━━ GIVEN INFORMATION

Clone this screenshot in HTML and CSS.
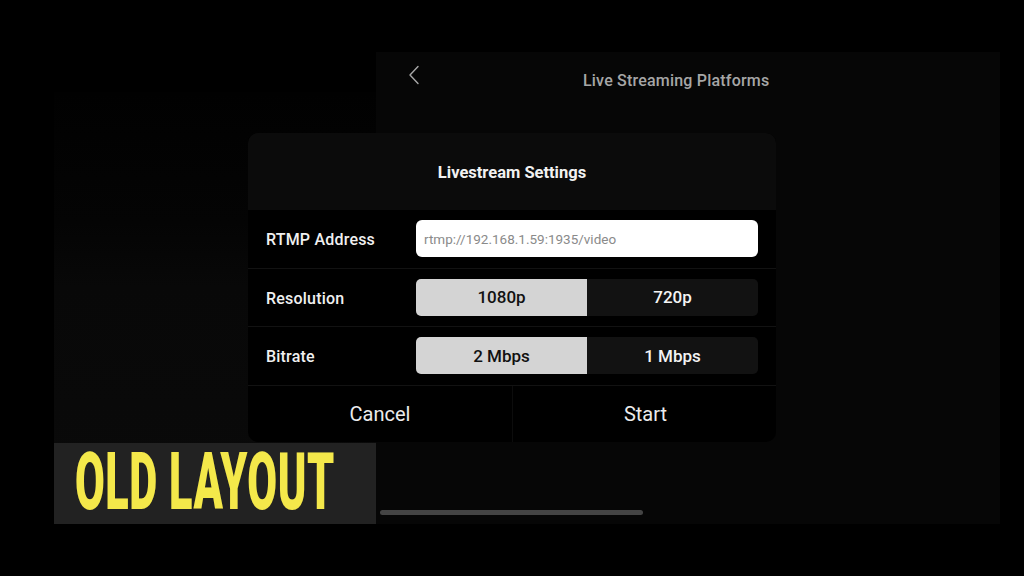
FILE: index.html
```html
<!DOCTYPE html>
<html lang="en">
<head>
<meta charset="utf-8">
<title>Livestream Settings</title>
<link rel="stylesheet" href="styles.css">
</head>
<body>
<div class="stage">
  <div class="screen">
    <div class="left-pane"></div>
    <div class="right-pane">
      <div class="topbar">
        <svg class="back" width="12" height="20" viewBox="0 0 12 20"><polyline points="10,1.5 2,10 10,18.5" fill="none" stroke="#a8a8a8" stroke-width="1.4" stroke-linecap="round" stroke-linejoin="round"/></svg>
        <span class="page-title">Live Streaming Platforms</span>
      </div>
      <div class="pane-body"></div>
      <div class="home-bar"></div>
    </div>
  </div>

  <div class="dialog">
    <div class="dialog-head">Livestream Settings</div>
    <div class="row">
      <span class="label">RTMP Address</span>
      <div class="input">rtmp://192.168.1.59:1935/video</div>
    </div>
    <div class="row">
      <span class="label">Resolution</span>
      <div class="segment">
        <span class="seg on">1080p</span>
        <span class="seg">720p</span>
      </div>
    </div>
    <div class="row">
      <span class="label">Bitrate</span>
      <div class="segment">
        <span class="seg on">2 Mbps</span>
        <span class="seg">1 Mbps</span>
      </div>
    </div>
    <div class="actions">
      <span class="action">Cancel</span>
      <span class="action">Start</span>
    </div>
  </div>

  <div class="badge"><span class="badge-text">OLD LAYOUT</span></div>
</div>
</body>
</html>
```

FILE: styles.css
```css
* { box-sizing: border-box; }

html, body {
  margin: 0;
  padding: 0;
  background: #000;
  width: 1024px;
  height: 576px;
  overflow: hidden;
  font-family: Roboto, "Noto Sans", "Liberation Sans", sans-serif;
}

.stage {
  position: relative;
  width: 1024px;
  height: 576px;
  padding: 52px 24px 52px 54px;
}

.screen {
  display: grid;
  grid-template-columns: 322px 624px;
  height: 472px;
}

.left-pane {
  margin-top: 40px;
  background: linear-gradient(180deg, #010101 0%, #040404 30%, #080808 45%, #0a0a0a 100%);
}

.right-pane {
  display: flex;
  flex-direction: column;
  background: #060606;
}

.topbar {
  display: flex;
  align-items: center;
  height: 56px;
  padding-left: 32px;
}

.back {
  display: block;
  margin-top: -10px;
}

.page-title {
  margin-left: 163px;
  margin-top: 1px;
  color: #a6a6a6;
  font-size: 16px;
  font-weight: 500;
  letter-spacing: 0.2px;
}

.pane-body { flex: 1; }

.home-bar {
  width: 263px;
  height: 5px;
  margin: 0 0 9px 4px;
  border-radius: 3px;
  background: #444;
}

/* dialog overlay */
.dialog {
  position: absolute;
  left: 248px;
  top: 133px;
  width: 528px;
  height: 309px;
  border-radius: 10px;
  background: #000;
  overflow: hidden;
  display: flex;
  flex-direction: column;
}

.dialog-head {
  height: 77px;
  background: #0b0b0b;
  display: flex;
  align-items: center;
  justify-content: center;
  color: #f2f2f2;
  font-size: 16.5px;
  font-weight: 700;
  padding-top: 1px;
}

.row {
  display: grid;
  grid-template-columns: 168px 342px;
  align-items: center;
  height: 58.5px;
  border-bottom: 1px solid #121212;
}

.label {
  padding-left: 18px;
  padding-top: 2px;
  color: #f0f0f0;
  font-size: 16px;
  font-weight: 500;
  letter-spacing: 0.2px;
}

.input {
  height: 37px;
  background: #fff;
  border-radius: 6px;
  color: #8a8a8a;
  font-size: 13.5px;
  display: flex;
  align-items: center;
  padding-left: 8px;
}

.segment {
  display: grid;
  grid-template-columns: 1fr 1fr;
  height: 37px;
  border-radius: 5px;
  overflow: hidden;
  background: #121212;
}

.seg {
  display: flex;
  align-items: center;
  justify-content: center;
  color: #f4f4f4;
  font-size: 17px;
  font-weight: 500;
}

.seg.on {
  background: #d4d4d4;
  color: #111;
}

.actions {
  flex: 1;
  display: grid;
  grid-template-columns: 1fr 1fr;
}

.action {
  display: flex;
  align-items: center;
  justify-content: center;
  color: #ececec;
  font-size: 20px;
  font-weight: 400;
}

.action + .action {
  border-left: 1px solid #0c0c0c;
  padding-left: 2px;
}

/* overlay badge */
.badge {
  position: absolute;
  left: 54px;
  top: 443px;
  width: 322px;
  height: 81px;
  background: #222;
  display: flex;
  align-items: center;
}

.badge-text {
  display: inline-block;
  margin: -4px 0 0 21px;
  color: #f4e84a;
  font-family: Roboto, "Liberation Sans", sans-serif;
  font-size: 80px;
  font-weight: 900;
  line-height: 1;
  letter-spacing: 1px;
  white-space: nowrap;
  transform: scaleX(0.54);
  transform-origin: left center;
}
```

━━━━
━━ GIVEN INFORMATION

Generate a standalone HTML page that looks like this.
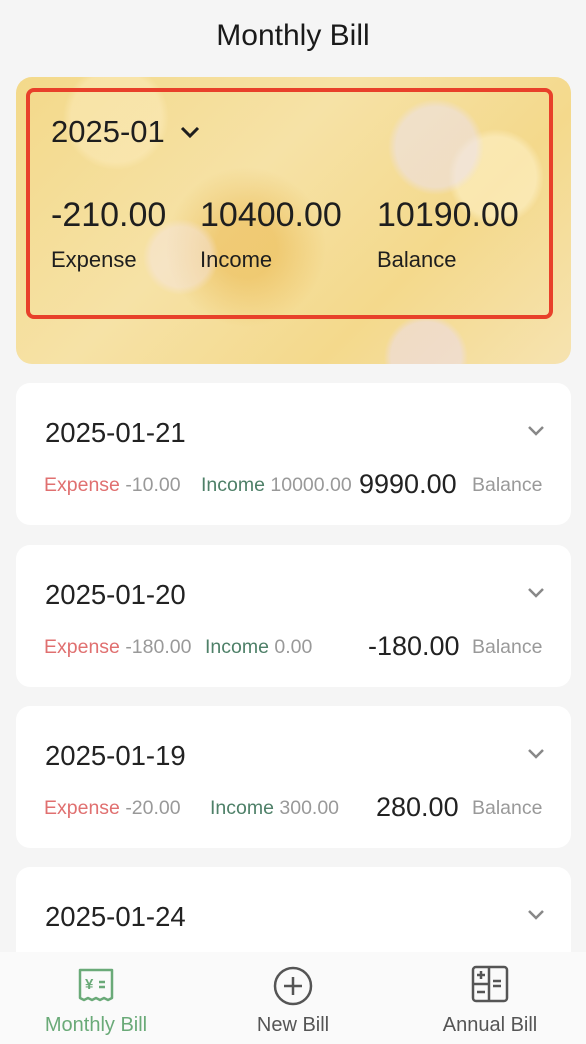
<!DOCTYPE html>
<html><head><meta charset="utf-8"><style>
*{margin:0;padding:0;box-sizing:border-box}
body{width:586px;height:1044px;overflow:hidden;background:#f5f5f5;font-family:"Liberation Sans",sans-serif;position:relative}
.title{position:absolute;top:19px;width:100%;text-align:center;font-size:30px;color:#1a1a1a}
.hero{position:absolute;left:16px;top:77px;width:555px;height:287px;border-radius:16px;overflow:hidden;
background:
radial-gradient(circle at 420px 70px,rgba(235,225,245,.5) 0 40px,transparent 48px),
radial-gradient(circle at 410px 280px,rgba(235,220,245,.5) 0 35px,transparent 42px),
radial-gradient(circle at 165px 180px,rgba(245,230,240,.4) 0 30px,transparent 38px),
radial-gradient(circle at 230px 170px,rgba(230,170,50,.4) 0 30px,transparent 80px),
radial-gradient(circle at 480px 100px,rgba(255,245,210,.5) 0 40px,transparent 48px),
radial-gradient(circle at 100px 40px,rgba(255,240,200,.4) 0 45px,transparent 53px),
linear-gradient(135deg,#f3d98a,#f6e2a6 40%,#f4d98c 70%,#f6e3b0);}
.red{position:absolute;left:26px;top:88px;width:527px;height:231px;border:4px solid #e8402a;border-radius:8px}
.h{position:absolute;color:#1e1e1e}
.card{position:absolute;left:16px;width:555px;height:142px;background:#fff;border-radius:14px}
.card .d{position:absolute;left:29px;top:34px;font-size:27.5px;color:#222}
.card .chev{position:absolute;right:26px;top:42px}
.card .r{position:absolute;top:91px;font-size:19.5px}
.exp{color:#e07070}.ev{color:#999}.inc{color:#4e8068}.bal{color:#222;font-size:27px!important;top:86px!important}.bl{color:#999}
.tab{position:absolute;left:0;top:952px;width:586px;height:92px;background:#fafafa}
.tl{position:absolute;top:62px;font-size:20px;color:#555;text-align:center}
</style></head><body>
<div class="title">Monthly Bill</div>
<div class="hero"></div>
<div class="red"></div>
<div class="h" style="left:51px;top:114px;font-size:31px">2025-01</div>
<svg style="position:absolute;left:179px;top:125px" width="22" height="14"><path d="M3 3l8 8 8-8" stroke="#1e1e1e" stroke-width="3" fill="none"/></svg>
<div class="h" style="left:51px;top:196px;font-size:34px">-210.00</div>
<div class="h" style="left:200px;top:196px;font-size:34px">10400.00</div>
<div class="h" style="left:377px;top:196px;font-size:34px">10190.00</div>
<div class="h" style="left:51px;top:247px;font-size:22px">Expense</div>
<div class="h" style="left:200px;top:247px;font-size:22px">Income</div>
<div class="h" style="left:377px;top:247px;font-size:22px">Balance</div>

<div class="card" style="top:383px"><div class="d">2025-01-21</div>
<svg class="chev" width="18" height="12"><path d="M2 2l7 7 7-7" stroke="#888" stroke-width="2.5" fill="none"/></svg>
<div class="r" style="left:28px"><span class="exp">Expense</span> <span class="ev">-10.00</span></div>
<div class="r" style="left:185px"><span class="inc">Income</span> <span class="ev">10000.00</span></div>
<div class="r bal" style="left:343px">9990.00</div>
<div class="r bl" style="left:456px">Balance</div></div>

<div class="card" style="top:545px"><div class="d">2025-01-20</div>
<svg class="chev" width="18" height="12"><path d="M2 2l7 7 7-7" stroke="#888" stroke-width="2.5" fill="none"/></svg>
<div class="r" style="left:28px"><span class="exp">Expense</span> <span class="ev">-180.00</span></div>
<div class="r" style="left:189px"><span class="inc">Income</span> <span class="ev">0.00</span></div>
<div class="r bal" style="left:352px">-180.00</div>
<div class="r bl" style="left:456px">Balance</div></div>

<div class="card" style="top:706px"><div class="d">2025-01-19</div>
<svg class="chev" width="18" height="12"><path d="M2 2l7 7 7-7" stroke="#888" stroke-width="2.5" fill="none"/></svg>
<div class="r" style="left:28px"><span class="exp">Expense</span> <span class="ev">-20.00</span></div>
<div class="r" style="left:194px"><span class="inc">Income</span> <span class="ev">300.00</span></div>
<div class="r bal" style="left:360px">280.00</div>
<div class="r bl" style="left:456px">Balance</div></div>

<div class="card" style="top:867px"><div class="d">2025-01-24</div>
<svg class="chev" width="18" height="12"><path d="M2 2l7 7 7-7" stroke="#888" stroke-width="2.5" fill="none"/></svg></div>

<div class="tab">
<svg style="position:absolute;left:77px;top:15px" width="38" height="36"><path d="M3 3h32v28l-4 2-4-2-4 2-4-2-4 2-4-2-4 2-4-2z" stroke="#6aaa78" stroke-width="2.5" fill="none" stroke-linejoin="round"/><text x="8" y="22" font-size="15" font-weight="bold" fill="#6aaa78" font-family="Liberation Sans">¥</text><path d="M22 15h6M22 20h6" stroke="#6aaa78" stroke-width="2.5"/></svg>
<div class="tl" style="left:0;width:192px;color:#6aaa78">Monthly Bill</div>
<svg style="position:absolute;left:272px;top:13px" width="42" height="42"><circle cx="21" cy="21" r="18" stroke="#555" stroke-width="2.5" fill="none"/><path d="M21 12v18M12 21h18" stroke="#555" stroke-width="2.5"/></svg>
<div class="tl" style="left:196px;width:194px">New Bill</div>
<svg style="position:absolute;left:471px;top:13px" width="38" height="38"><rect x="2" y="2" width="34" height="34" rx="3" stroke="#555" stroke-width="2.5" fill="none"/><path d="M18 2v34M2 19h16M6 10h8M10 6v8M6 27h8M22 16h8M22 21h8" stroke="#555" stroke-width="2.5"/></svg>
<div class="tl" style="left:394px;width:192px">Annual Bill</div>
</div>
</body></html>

━━━━
━━ GIVEN INFORMATION

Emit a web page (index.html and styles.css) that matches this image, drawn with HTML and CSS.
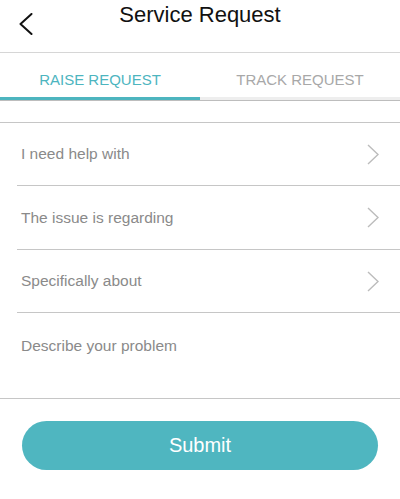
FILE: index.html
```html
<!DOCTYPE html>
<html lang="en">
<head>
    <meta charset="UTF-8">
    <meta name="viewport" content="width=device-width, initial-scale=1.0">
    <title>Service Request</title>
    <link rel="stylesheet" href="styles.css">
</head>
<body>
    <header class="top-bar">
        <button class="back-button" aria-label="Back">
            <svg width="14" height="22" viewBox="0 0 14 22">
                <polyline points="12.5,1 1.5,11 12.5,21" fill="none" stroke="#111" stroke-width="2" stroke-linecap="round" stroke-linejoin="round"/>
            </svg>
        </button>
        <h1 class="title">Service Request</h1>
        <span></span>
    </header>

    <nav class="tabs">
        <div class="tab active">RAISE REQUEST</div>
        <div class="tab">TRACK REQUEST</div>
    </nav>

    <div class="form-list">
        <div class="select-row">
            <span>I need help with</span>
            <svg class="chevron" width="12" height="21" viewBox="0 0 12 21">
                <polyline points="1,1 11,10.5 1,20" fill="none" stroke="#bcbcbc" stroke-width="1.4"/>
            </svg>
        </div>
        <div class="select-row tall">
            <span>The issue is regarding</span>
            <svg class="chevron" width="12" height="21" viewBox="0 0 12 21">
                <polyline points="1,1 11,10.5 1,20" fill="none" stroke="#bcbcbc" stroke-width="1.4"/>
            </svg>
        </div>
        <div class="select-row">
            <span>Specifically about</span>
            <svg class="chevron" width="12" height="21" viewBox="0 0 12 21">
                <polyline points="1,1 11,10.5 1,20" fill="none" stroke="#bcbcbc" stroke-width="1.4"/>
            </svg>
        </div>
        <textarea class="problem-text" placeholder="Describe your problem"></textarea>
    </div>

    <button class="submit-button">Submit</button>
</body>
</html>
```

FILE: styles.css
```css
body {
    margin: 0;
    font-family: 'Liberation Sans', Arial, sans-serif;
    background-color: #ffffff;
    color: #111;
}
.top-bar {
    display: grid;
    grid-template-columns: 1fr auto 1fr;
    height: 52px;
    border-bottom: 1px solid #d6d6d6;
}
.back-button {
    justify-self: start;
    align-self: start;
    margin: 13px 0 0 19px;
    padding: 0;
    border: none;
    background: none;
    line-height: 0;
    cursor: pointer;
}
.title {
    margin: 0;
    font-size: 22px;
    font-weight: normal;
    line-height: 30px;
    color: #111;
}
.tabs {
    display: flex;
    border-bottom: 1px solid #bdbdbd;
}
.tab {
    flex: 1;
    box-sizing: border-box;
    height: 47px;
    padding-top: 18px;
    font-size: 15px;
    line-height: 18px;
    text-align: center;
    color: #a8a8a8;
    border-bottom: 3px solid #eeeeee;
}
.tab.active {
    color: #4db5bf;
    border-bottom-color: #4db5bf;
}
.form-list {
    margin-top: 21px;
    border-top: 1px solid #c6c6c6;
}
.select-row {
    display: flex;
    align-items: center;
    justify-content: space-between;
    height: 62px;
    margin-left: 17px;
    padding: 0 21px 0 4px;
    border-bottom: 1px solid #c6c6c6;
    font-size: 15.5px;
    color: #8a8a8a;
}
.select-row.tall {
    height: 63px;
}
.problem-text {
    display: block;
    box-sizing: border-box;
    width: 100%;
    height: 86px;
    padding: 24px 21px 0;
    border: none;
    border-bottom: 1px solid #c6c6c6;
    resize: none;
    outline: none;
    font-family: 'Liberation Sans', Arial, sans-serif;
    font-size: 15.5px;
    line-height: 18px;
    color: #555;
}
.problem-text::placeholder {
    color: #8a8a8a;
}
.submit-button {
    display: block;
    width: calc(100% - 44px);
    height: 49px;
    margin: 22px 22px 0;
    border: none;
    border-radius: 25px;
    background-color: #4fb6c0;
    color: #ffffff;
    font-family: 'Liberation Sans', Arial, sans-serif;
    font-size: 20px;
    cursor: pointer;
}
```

━━━━

— WHAT TO PRODUCE —
Scan the entries above for the word "that" and collect each line holding it.

— SOLUTION TO THE PROBLEM —
Generate a standalone HTML page that looks like this.
Emit a web page (index.html and styles.css) that matches this image, drawn with HTML and CSS.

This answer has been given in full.